* start Supplied entries *
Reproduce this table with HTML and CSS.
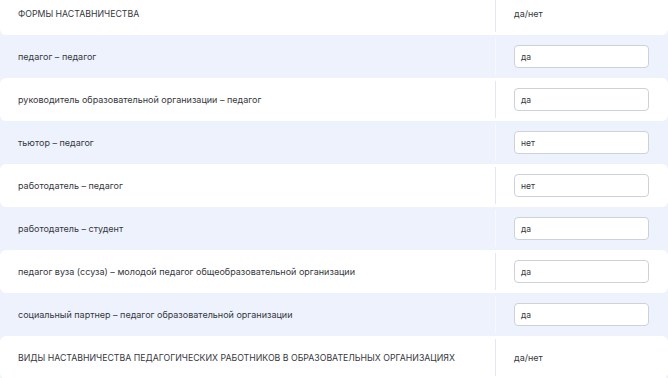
FILE: index.html
```html
<!DOCTYPE html>
<html lang="ru">
<head>
<meta charset="utf-8">
<link rel="stylesheet" href="styles.css">
</head>
<body>
<div class="table">
  <div class="row row--white row--first">
    <div class="cell cell--label head">ФОРМЫ НАСТАВНИЧЕСТВА</div>
    <div class="cell cell--value"><span class="head-val">да/нет</span></div>
  </div>
  <div class="row">
    <div class="cell cell--label">педагог – педагог</div>
    <div class="cell cell--value"><div class="input">да</div></div>
  </div>
  <div class="row row--white">
    <div class="cell cell--label">руководитель образовательной организации – педагог</div>
    <div class="cell cell--value"><div class="input">да</div></div>
  </div>
  <div class="row">
    <div class="cell cell--label">тьютор – педагог</div>
    <div class="cell cell--value"><div class="input">нет</div></div>
  </div>
  <div class="row row--white">
    <div class="cell cell--label">работодатель – педагог</div>
    <div class="cell cell--value"><div class="input">нет</div></div>
  </div>
  <div class="row">
    <div class="cell cell--label">работодатель – студент</div>
    <div class="cell cell--value"><div class="input">да</div></div>
  </div>
  <div class="row row--white">
    <div class="cell cell--label">педагог вуза (ссуза) – молодой педагог общеобразовательной организации</div>
    <div class="cell cell--value"><div class="input">да</div></div>
  </div>
  <div class="row">
    <div class="cell cell--label">социальный партнер – педагог образовательной организации</div>
    <div class="cell cell--value"><div class="input">да</div></div>
  </div>
  <div class="row row--white">
    <div class="cell cell--label head">ВИДЫ НАСТАВНИЧЕСТВА ПЕДАГОГИЧЕСКИХ РАБОТНИКОВ В ОБРАЗОВАТЕЛЬНЫХ ОРГАНИЗАЦИЯХ</div>
    <div class="cell cell--value"><span class="head-val">да/нет</span></div>
  </div>
</div>
</body>
</html>
```
FILE: styles.css
```css
html, body {
  margin: 0;
  padding: 0;
  background: #edf2fc;
  overflow: hidden;
}
body {
  font-family: Inter, "Noto Sans", sans-serif;
  color: #35373c;
  font-size: 9px;
}
.table {
  display: flex;
  flex-direction: column;
  margin-top: -8px;
}
.row {
  display: grid;
  grid-template-columns: 495px 1fr;
  height: 43px;
  align-items: stretch;
}
.row--white {
  background: #ffffff;
  border-radius: 6px;
}
.cell {
  display: flex;
  align-items: center;
}
.cell--label {
  padding-left: 18px;
}
.cell--value {
  padding-left: 18px;
  padding-right: 19px;
  border-left: 1px solid #e3e8f0;
  margin: 3px 0;
}
.row:not(.row--white) .cell--value {
  border-left-color: #f6f9fe;
}
.head {
  font-size: 8.75px;
}
.input {
  flex: 1;
  box-sizing: border-box;
  height: 23px;
  border: 1px solid #cdd2da;
  border-radius: 4px;
  background: #fff;
  padding-left: 6px;
  display: flex;
  align-items: center;
  font-size: 8.5px;
}
```
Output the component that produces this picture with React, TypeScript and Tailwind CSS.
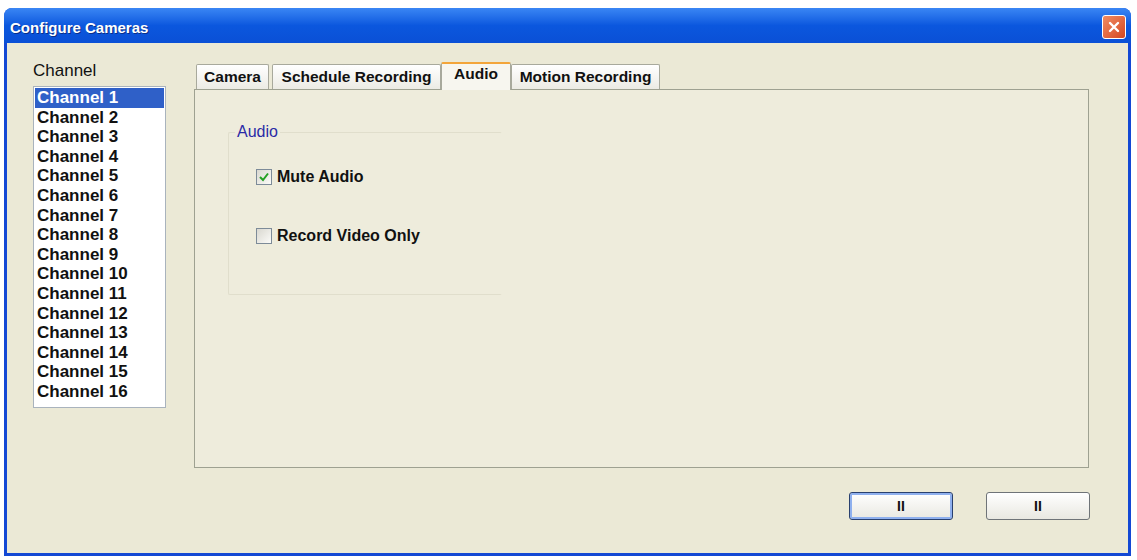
* end Supplied entries *
Would you return the data exactly as written, without the pictures?

Solution for this exercise:
Reproduce this table with HTML and CSS.
FILE: index.html
```html
<!DOCTYPE html>
<html lang="ru">
<head>
<meta charset="utf-8">
<link rel="stylesheet" href="styles.css">
</head>
<body>
<div class="table">
  <div class="row row--white row--first">
    <div class="cell cell--label head">ФОРМЫ НАСТАВНИЧЕСТВА</div>
    <div class="cell cell--value"><span class="head-val">да/нет</span></div>
  </div>
  <div class="row">
    <div class="cell cell--label">педагог – педагог</div>
    <div class="cell cell--value"><div class="input">да</div></div>
  </div>
  <div class="row row--white">
    <div class="cell cell--label">руководитель образовательной организации – педагог</div>
    <div class="cell cell--value"><div class="input">да</div></div>
  </div>
  <div class="row">
    <div class="cell cell--label">тьютор – педагог</div>
    <div class="cell cell--value"><div class="input">нет</div></div>
  </div>
  <div class="row row--white">
    <div class="cell cell--label">работодатель – педагог</div>
    <div class="cell cell--value"><div class="input">нет</div></div>
  </div>
  <div class="row">
    <div class="cell cell--label">работодатель – студент</div>
    <div class="cell cell--value"><div class="input">да</div></div>
  </div>
  <div class="row row--white">
    <div class="cell cell--label">педагог вуза (ссуза) – молодой педагог общеобразовательной организации</div>
    <div class="cell cell--value"><div class="input">да</div></div>
  </div>
  <div class="row">
    <div class="cell cell--label">социальный партнер – педагог образовательной организации</div>
    <div class="cell cell--value"><div class="input">да</div></div>
  </div>
  <div class="row row--white">
    <div class="cell cell--label head">ВИДЫ НАСТАВНИЧЕСТВА ПЕДАГОГИЧЕСКИХ РАБОТНИКОВ В ОБРАЗОВАТЕЛЬНЫХ ОРГАНИЗАЦИЯХ</div>
    <div class="cell cell--value"><span class="head-val">да/нет</span></div>
  </div>
</div>
</body>
</html>
```
FILE: styles.css
```css
html, body {
  margin: 0;
  padding: 0;
  background: #edf2fc;
  overflow: hidden;
}
body {
  font-family: Inter, "Noto Sans", sans-serif;
  color: #35373c;
  font-size: 9px;
}
.table {
  display: flex;
  flex-direction: column;
  margin-top: -8px;
}
.row {
  display: grid;
  grid-template-columns: 495px 1fr;
  height: 43px;
  align-items: stretch;
}
.row--white {
  background: #ffffff;
  border-radius: 6px;
}
.cell {
  display: flex;
  align-items: center;
}
.cell--label {
  padding-left: 18px;
}
.cell--value {
  padding-left: 18px;
  padding-right: 19px;
  border-left: 1px solid #e3e8f0;
  margin: 3px 0;
}
.row:not(.row--white) .cell--value {
  border-left-color: #f6f9fe;
}
.head {
  font-size: 8.75px;
}
.input {
  flex: 1;
  box-sizing: border-box;
  height: 23px;
  border: 1px solid #cdd2da;
  border-radius: 4px;
  background: #fff;
  padding-left: 6px;
  display: flex;
  align-items: center;
  font-size: 8.5px;
}
```
Output the component that produces this picture with React, TypeScript and Tailwind CSS.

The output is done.